The following N lines corresponde to the rooms from 1 to N. Each line begins with an integer k (0<=k<=N) indicating the number of keys behind the door. Then k integers follow corresponding to the rooms these keys can open.

Output
For each test case, output one line “Case #x: y”, where x is the case number (starting from 1), y is the answer which should be rounded to 5 decimal places.

Sample Input
2
3
1 2
1 3
1 1
3
0
0
0

Sample Output
Case #1: 1.00000
Case #2: 3.00000

---

首先要求出对于每个门，有多少扇门的打开会导致这扇门的打开。这就是一个传递闭包的过程。但是暴力floyd会TLE，所以我们用位运算优化即可，也就是用Bitset加速。

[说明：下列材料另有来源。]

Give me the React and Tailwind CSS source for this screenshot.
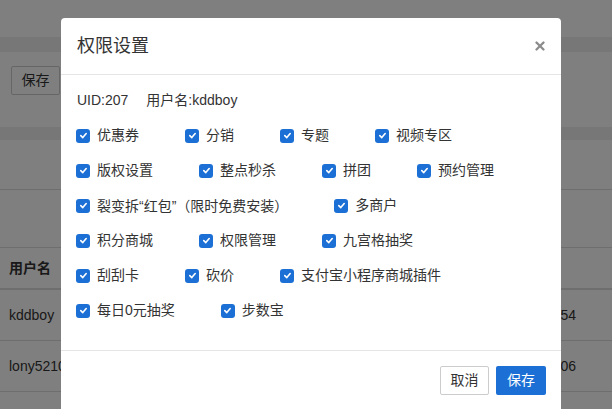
import { X } from 'lucide-react'

const ROWS = [
  ['优惠券', '分销', '专题', '视频专区'],
  ['版权设置', '整点秒杀', '拼团', '预约管理'],
  ['裂变拆“红包”（限时免费安装）', '多商户'],
  ['积分商城', '权限管理', '九宫格抽奖'],
  ['刮刮卡', '砍价', '支付宝小程序商城插件'],
  ['每日0元抽奖', '步数宝'],
]

const TABLE = [
  { name: 'kddboy', end: '54' },
  { name: 'lony5210', end: '06' },
  { name: '00510', end: '10' },
]

const CJK = { fontFamily: '"Noto Sans CJK SC", sans-serif', textSpacingTrim: 'space-all' }

// full-width brackets get a fixed 1em box, otherwise chrome trims them narrow
function Text({ value }) {
  const parts = value.split(/([（）])/)
  return parts.map((p, i) => {
    if (p === '（')
      return <span key={i} className="inline-block w-[14px] text-right" style={CJK}>（</span>
    if (p === '）')
      return <span key={i} className="inline-block w-[14px] text-left" style={CJK}>）</span>
    return <span key={i}>{p}</span>
  })
}

function Check({ label }) {
  return (
    <label className="flex items-center mr-[46px] shrink-0">
      <span className="w-[14px] h-[14px] rounded-[3px] bg-[#1b6fd5] flex items-center justify-center">
        <svg width="9" height="9" viewBox="0 0 10 10">
          <path d="M2 5.2 L4.2 7.3 L8 2.8" fill="none" stroke="#fff" strokeWidth="1.8" strokeLinecap="round" strokeLinejoin="round" />
        </svg>
      </span>
      <span className="ml-[7px] whitespace-nowrap">
        <Text value={label} />
      </span>
    </label>
  )
}

export default function App() {
  return (
    <div
      className="relative w-[612px] h-[409px] overflow-hidden bg-white text-[14px] text-[#333]"
      style={{ fontFamily: '"Liberation Sans", "Noto Sans CJK SC", sans-serif' }}
    >
      {/* page behind the dialog */}
      <div className="h-[37px]" />
      <div className="h-[15px] bg-[#eeeeee]" />
      <div className="h-[75px] px-[11px] pt-[14px]">
        <button className="w-[49px] h-[29px] border border-[#cccccc] rounded-[2px] bg-white">保存</button>
      </div>
      <div className="h-[13px] bg-[#eeeeee]" />
      <div className="h-[50px] border-b border-[#dddddd]" />
      <div className="h-[58px] border-b border-[#dddddd]" />
      <div className="h-[42px] border-b-2 border-[#dddddd] flex items-center justify-between px-[9px] font-bold">
        <span>用户名</span>
      </div>
      {TABLE.map((r) => (
        <div key={r.name} className="h-[51px] border-b border-[#dddddd] flex items-center justify-between pl-[9px] pr-[36px]">
          <span>{r.name}</span>
          <span>{r.end}</span>
        </div>
      ))}

      {/* overlay + dialog */}
      <div className="absolute inset-0 bg-black/50">
        <div className="ml-[61px] mt-[18px] w-[500px] bg-white rounded-t-[4px]">
          <div className="h-[57px] border-b border-[#e5e5e5] flex items-center justify-between pl-[16px] pr-[14px]">
            <span className="text-[18px] text-[#333]">权限设置</span>
            <X size={14} strokeWidth={4} className="text-[#8c8c8c]" />
          </div>
          <div className="px-[15px] pt-[15px] pb-[22px] border-b border-[#e5e5e5]">
            <div className="h-[20px] flex items-center pl-[1px]">
              <span>UID:207</span>
              <span className="ml-[18px]">用户名:kddboy</span>
            </div>
            <div className="mt-[8px]">
              {ROWS.map((row, i) => (
                <div key={i} className="h-[35px] flex items-center">
                  {row.map((l) => (
                    <Check key={l} label={l} />
                  ))}
                </div>
              ))}
            </div>
          </div>
          <div className="pt-[15px] pr-[15px] pb-[16px] flex justify-end gap-[7px]">
            <button className="w-[49px] h-[29px] border border-[#cccccc] rounded-[2px] bg-white text-[#333]">取消</button>
            <button className="w-[50px] h-[29px] rounded-[2px] bg-[#1b6fd5] text-white">保存</button>
          </div>
        </div>
      </div>
    </div>
  )
}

用p[i]表示能导致第i个房间被开打的房间，全部都排在第i个房间后面的概率，只有在这时，对于第i个房间就必须强行炸一次，于是其实答案就是(∑p[i])。p[i]怎么算呢？这个点排在整个全排列的前面，概率显然是1/k啦
所以总的期望就是先是∑(1/k[i])啦

---

AC代码：

#pragma GCC optimize("-Ofast","-funroll-all-loops")
#include<bits/stdc++.h>
//#define int long long
using namespace std;
const int N=1e3+10;
int n,ts;
bitset<N> bit[N];
inline void floyd(){
	for(int i=1;i<=n;i++)
		for(int j=1;j<=n;j++)
			if(bit[j][i])	bit[j]|=bit[i];
}
inline void solve(){
	cin>>n;
	for(int i=1;i<=n;i++)	bit[i].reset();
	for(int i=1,k,x;i<=n;i++){
		bit[i][i]=1;	scanf("%d",&k);
		while(k--)	scanf("%d",&x),bit[x][i]=1;
	}
	floyd();	double res=0;
	for(int i=1;i<=n;i++)	res+=(1.0/bit[i].count());
	printf("Case #%d: %.5lf\n",++ts,res);
}
signed main(){
	int T;	cin>>T;
	for(int i=1;i<=T;i++)	solve();
	return 0;
}